Work instructions ::
Return all the data below as it stands, minus the pictures.

Data provided ::

════════════════════

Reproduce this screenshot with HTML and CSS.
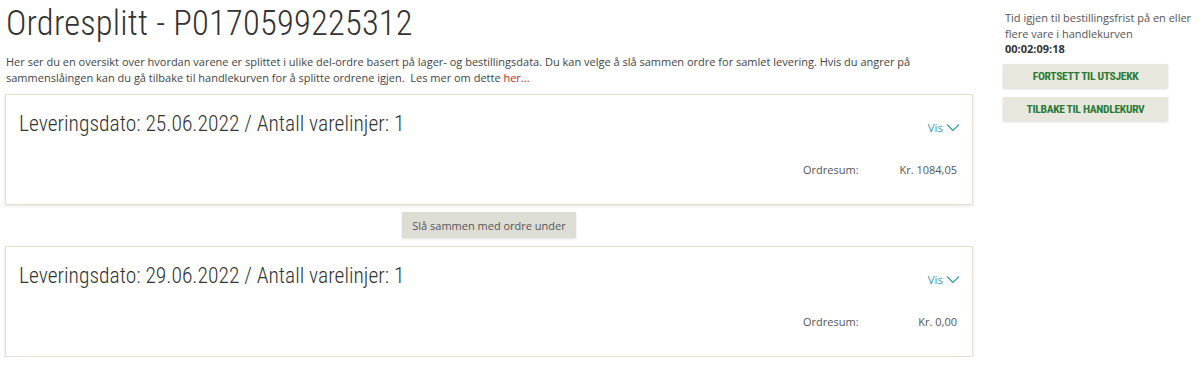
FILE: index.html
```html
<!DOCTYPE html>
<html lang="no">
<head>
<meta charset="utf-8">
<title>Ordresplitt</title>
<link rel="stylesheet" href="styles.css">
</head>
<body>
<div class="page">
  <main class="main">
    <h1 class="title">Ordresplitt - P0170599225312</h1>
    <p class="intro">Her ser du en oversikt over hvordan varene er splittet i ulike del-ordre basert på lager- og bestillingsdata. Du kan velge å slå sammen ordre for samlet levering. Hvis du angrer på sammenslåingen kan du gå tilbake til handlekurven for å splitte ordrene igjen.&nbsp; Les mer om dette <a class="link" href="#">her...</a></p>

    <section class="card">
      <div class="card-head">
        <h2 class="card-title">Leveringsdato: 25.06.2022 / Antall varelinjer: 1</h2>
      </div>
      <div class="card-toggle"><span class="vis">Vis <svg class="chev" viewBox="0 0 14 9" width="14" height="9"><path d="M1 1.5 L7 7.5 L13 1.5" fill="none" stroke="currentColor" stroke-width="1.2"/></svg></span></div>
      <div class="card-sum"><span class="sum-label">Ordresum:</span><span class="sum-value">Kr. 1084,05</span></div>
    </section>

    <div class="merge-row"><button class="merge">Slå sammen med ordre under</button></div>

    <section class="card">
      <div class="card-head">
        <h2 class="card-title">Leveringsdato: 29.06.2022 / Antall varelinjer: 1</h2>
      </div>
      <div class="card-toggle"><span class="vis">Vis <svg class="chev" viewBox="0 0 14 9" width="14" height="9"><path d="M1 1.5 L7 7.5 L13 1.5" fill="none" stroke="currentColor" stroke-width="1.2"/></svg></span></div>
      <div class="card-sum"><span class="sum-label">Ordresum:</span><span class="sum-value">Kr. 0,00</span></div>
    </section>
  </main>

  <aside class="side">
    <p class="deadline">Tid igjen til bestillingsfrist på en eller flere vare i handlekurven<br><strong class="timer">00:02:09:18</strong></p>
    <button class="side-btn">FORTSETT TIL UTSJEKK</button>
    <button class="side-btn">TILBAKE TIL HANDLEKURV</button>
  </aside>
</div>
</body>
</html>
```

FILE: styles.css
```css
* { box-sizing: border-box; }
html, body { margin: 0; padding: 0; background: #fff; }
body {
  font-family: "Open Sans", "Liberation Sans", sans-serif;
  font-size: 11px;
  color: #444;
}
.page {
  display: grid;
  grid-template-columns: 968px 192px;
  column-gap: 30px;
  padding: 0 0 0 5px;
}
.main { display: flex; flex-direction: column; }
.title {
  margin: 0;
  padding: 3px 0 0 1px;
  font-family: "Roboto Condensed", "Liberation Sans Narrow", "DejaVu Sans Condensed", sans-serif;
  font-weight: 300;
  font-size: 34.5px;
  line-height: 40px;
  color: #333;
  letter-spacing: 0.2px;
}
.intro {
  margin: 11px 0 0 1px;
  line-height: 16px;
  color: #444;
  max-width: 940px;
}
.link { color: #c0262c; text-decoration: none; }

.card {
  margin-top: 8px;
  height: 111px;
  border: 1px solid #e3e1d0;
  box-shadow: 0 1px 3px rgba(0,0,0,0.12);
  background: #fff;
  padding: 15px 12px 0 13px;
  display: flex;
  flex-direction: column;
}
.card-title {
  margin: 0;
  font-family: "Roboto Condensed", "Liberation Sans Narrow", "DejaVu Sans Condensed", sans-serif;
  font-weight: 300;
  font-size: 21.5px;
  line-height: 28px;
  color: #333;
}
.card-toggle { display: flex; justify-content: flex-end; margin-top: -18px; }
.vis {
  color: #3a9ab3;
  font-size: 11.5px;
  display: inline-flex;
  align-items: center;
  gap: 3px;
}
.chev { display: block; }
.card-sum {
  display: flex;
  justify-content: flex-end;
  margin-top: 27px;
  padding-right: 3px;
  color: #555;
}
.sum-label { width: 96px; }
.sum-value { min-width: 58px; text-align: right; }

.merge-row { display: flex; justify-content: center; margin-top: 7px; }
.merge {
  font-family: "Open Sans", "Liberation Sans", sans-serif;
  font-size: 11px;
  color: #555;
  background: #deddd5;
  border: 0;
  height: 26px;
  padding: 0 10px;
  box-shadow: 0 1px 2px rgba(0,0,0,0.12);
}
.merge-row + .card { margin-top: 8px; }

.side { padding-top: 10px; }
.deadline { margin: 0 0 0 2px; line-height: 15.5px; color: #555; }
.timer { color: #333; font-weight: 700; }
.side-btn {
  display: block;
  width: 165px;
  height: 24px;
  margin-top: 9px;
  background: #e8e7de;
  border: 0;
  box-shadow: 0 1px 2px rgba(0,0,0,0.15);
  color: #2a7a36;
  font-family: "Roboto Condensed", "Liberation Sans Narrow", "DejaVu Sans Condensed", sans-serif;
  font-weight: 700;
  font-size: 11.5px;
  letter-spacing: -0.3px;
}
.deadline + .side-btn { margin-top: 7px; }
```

════════════════════

Task solution ::
Reproduce this screenshot with HTML and CSS.
FILE: index.html
```html
<!DOCTYPE html>
<html lang="no">
<head>
<meta charset="utf-8">
<title>Ordresplitt</title>
<link rel="stylesheet" href="styles.css">
</head>
<body>
<div class="page">
  <main class="main">
    <h1 class="title">Ordresplitt - P0170599225312</h1>
    <p class="intro">Her ser du en oversikt over hvordan varene er splittet i ulike del-ordre basert på lager- og bestillingsdata. Du kan velge å slå sammen ordre for samlet levering. Hvis du angrer på sammenslåingen kan du gå tilbake til handlekurven for å splitte ordrene igjen.&nbsp; Les mer om dette <a class="link" href="#">her...</a></p>

    <section class="card">
      <div class="card-head">
        <h2 class="card-title">Leveringsdato: 25.06.2022 / Antall varelinjer: 1</h2>
      </div>
      <div class="card-toggle"><span class="vis">Vis <svg class="chev" viewBox="0 0 14 9" width="14" height="9"><path d="M1 1.5 L7 7.5 L13 1.5" fill="none" stroke="currentColor" stroke-width="1.2"/></svg></span></div>
      <div class="card-sum"><span class="sum-label">Ordresum:</span><span class="sum-value">Kr. 1084,05</span></div>
    </section>

    <div class="merge-row"><button class="merge">Slå sammen med ordre under</button></div>

    <section class="card">
      <div class="card-head">
        <h2 class="card-title">Leveringsdato: 29.06.2022 / Antall varelinjer: 1</h2>
      </div>
      <div class="card-toggle"><span class="vis">Vis <svg class="chev" viewBox="0 0 14 9" width="14" height="9"><path d="M1 1.5 L7 7.5 L13 1.5" fill="none" stroke="currentColor" stroke-width="1.2"/></svg></span></div>
      <div class="card-sum"><span class="sum-label">Ordresum:</span><span class="sum-value">Kr. 0,00</span></div>
    </section>
  </main>

  <aside class="side">
    <p class="deadline">Tid igjen til bestillingsfrist på en eller flere vare i handlekurven<br><strong class="timer">00:02:09:18</strong></p>
    <button class="side-btn">FORTSETT TIL UTSJEKK</button>
    <button class="side-btn">TILBAKE TIL HANDLEKURV</button>
  </aside>
</div>
</body>
</html>
```

FILE: styles.css
```css
* { box-sizing: border-box; }
html, body { margin: 0; padding: 0; background: #fff; }
body {
  font-family: "Open Sans", "Liberation Sans", sans-serif;
  font-size: 11px;
  color: #444;
}
.page {
  display: grid;
  grid-template-columns: 968px 192px;
  column-gap: 30px;
  padding: 0 0 0 5px;
}
.main { display: flex; flex-direction: column; }
.title {
  margin: 0;
  padding: 3px 0 0 1px;
  font-family: "Roboto Condensed", "Liberation Sans Narrow", "DejaVu Sans Condensed", sans-serif;
  font-weight: 300;
  font-size: 34.5px;
  line-height: 40px;
  color: #333;
  letter-spacing: 0.2px;
}
.intro {
  margin: 11px 0 0 1px;
  line-height: 16px;
  color: #444;
  max-width: 940px;
}
.link { color: #c0262c; text-decoration: none; }

.card {
  margin-top: 8px;
  height: 111px;
  border: 1px solid #e3e1d0;
  box-shadow: 0 1px 3px rgba(0,0,0,0.12);
  background: #fff;
  padding: 15px 12px 0 13px;
  display: flex;
  flex-direction: column;
}
.card-title {
  margin: 0;
  font-family: "Roboto Condensed", "Liberation Sans Narrow", "DejaVu Sans Condensed", sans-serif;
  font-weight: 300;
  font-size: 21.5px;
  line-height: 28px;
  color: #333;
}
.card-toggle { display: flex; justify-content: flex-end; margin-top: -18px; }
.vis {
  color: #3a9ab3;
  font-size: 11.5px;
  display: inline-flex;
  align-items: center;
  gap: 3px;
}
.chev { display: block; }
.card-sum {
  display: flex;
  justify-content: flex-end;
  margin-top: 27px;
  padding-right: 3px;
  color: #555;
}
.sum-label { width: 96px; }
.sum-value { min-width: 58px; text-align: right; }

.merge-row { display: flex; justify-content: center; margin-top: 7px; }
.merge {
  font-family: "Open Sans", "Liberation Sans", sans-serif;
  font-size: 11px;
  color: #555;
  background: #deddd5;
  border: 0;
  height: 26px;
  padding: 0 10px;
  box-shadow: 0 1px 2px rgba(0,0,0,0.12);
}
.merge-row + .card { margin-top: 8px; }

.side { padding-top: 10px; }
.deadline { margin: 0 0 0 2px; line-height: 15.5px; color: #555; }
.timer { color: #333; font-weight: 700; }
.side-btn {
  display: block;
  width: 165px;
  height: 24px;
  margin-top: 9px;
  background: #e8e7de;
  border: 0;
  box-shadow: 0 1px 2px rgba(0,0,0,0.15);
  color: #2a7a36;
  font-family: "Roboto Condensed", "Liberation Sans Narrow", "DejaVu Sans Condensed", sans-serif;
  font-weight: 700;
  font-size: 11.5px;
  letter-spacing: -0.3px;
}
.deadline + .side-btn { margin-top: 7px; }
```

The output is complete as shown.